Markov Text
Simple module for text generation with a Markov model. Tokenises input text by words but not sentences, including transitions between sentences in analysis and generation. Whether this results in better 'flow' of text remains to be seen, but it does allow for the inclusion of sentences shorter than the n-gram depth.
Installation
Note: this module is only compatible with Python 3.
pip3 install markovtextgen
Usage
import markovtextgen as markov
# get tokenised list of words from txt file
words = markov.get_word_list('./text.txt')
# get dictionary of ngram frequencies
counts = markov.get_ngram_counts(words)
# use ngram frequencies to generate at least 20 words of text
text = markov.generate_text(counts, 20)
print(text)
# >> Having supposed that his business is to be so, do you any conversation with Miss Pross, the Doctor, in a very slight one, forced upon the trees.
Functions
get_word_list(file_path, transform_function[optional])

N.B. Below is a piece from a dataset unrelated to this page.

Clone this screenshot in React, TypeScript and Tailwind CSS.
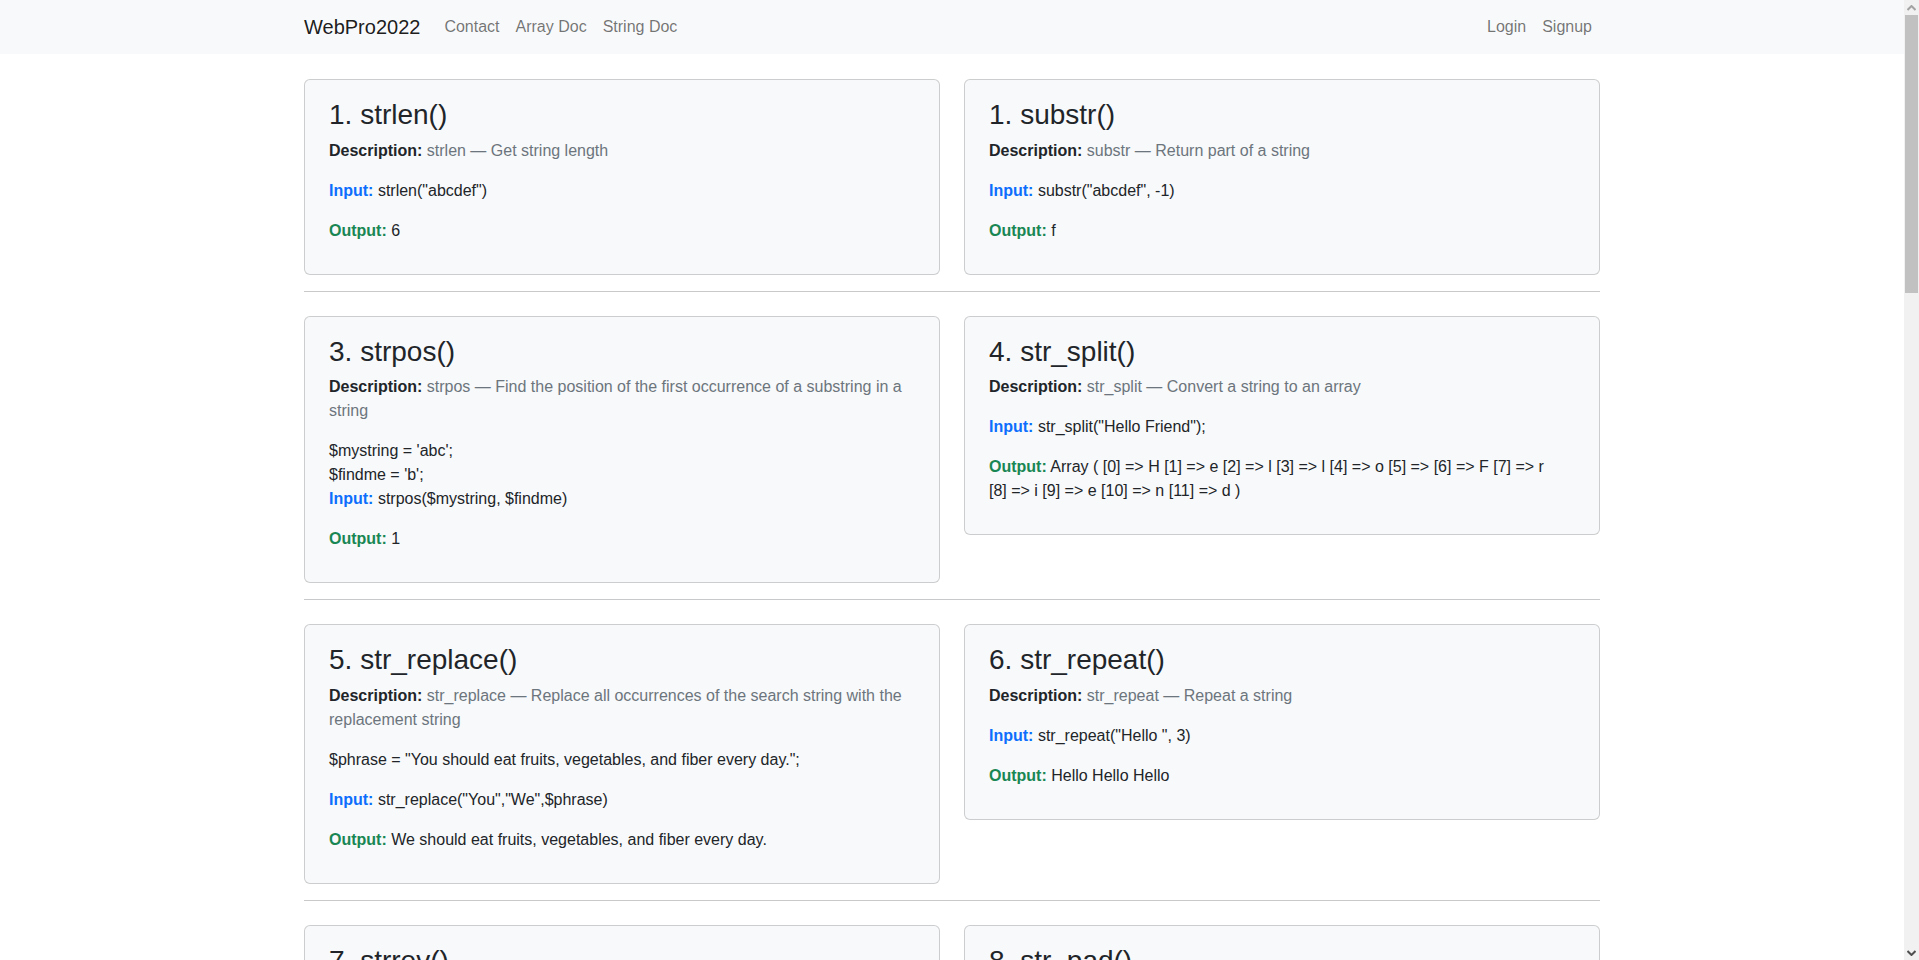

Tokenises input text, returning a list of single words.
- directory_path: Path to the input text.
- transform_function: Function to be applied to each line before it is processed. Should take a single string as a parameter and return the transformed string.
get_ngram_counts(tokens, ngram_depth=3)
Returns a dictionary containing ngrams and their frequencies.
- tokens: List of ordered tokens.
- ngram_depth: Integer representing ngram depth. Defaults to 3.
generate_text(counts, min_words, end_characters=['.', '?', '!'])
Returns generated text as a string.
- counts: Dictionary of ngram counts.
- min_words: Integer. Minimum number of words to generate. May return less if size of input text is small.
- end_characters: List of characters on which text generation will end, after min_words has been exceeded. Defaults to ['.', '?', '!'].